start

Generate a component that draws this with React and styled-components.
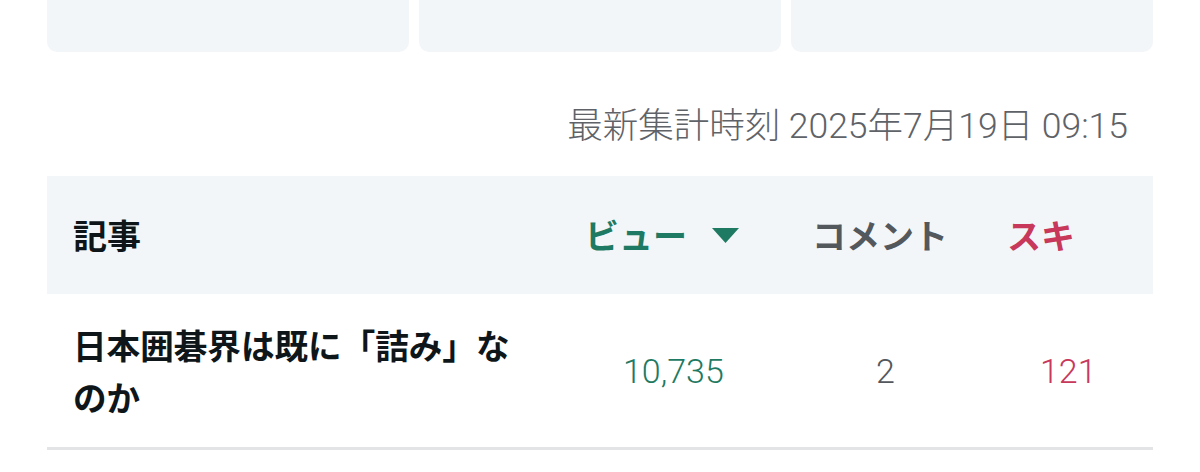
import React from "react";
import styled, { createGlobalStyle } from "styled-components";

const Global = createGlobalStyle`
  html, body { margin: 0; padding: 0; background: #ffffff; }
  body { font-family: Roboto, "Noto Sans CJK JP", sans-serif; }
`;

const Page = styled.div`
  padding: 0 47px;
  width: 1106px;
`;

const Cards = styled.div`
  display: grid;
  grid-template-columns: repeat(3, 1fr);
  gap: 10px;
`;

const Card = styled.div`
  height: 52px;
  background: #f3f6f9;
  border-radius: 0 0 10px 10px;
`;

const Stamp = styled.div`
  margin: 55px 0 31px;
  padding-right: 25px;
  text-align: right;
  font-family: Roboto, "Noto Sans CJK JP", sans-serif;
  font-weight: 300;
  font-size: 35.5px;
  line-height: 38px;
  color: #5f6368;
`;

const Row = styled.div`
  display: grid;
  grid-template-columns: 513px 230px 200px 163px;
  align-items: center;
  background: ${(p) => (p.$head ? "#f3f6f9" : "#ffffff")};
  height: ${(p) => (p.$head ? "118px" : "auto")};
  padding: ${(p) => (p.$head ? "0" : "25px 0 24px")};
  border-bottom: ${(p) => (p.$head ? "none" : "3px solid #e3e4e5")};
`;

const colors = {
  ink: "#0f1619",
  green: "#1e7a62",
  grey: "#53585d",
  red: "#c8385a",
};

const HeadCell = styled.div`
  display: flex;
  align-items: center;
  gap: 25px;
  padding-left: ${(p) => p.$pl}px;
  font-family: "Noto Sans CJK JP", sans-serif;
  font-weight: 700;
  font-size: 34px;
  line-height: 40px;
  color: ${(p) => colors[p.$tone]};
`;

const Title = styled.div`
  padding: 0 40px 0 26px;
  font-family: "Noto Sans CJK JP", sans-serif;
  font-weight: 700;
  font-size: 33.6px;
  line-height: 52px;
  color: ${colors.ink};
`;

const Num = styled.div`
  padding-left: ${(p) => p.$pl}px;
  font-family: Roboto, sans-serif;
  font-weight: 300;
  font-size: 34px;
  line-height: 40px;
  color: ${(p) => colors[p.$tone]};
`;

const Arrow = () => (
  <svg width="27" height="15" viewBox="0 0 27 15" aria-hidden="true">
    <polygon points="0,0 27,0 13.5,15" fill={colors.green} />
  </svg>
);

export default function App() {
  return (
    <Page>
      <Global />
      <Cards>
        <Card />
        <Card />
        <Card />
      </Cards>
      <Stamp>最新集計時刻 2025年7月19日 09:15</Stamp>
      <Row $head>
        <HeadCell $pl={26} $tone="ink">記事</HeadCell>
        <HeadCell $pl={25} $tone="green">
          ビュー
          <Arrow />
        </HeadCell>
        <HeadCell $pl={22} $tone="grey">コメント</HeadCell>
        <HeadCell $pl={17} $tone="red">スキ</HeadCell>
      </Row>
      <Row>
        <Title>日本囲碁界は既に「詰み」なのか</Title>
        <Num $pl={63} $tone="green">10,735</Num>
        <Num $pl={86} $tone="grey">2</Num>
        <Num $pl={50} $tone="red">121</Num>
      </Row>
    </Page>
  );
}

end

Repeat the material above in full and exactly, apart from the pictures.

*RESULT FOR THIS EXERCISE*:
Generate a component that draws this with React and styled-components.
import React from "react";
import styled, { createGlobalStyle } from "styled-components";

const Global = createGlobalStyle`
  html, body { margin: 0; padding: 0; background: #ffffff; }
  body { font-family: Roboto, "Noto Sans CJK JP", sans-serif; }
`;

const Page = styled.div`
  padding: 0 47px;
  width: 1106px;
`;

const Cards = styled.div`
  display: grid;
  grid-template-columns: repeat(3, 1fr);
  gap: 10px;
`;

const Card = styled.div`
  height: 52px;
  background: #f3f6f9;
  border-radius: 0 0 10px 10px;
`;

const Stamp = styled.div`
  margin: 55px 0 31px;
  padding-right: 25px;
  text-align: right;
  font-family: Roboto, "Noto Sans CJK JP", sans-serif;
  font-weight: 300;
  font-size: 35.5px;
  line-height: 38px;
  color: #5f6368;
`;

const Row = styled.div`
  display: grid;
  grid-template-columns: 513px 230px 200px 163px;
  align-items: center;
  background: ${(p) => (p.$head ? "#f3f6f9" : "#ffffff")};
  height: ${(p) => (p.$head ? "118px" : "auto")};
  padding: ${(p) => (p.$head ? "0" : "25px 0 24px")};
  border-bottom: ${(p) => (p.$head ? "none" : "3px solid #e3e4e5")};
`;

const colors = {
  ink: "#0f1619",
  green: "#1e7a62",
  grey: "#53585d",
  red: "#c8385a",
};

const HeadCell = styled.div`
  display: flex;
  align-items: center;
  gap: 25px;
  padding-left: ${(p) => p.$pl}px;
  font-family: "Noto Sans CJK JP", sans-serif;
  font-weight: 700;
  font-size: 34px;
  line-height: 40px;
  color: ${(p) => colors[p.$tone]};
`;

const Title = styled.div`
  padding: 0 40px 0 26px;
  font-family: "Noto Sans CJK JP", sans-serif;
  font-weight: 700;
  font-size: 33.6px;
  line-height: 52px;
  color: ${colors.ink};
`;

const Num = styled.div`
  padding-left: ${(p) => p.$pl}px;
  font-family: Roboto, sans-serif;
  font-weight: 300;
  font-size: 34px;
  line-height: 40px;
  color: ${(p) => colors[p.$tone]};
`;

const Arrow = () => (
  <svg width="27" height="15" viewBox="0 0 27 15" aria-hidden="true">
    <polygon points="0,0 27,0 13.5,15" fill={colors.green} />
  </svg>
);

export default function App() {
  return (
    <Page>
      <Global />
      <Cards>
        <Card />
        <Card />
        <Card />
      </Cards>
      <Stamp>最新集計時刻 2025年7月19日 09:15</Stamp>
      <Row $head>
        <HeadCell $pl={26} $tone="ink">記事</HeadCell>
        <HeadCell $pl={25} $tone="green">
          ビュー
          <Arrow />
        </HeadCell>
        <HeadCell $pl={22} $tone="grey">コメント</HeadCell>
        <HeadCell $pl={17} $tone="red">スキ</HeadCell>
      </Row>
      <Row>
        <Title>日本囲碁界は既に「詰み」なのか</Title>
        <Num $pl={63} $tone="green">10,735</Num>
        <Num $pl={86} $tone="grey">2</Num>
        <Num $pl={50} $tone="red">121</Num>
      </Row>
    </Page>
  );
}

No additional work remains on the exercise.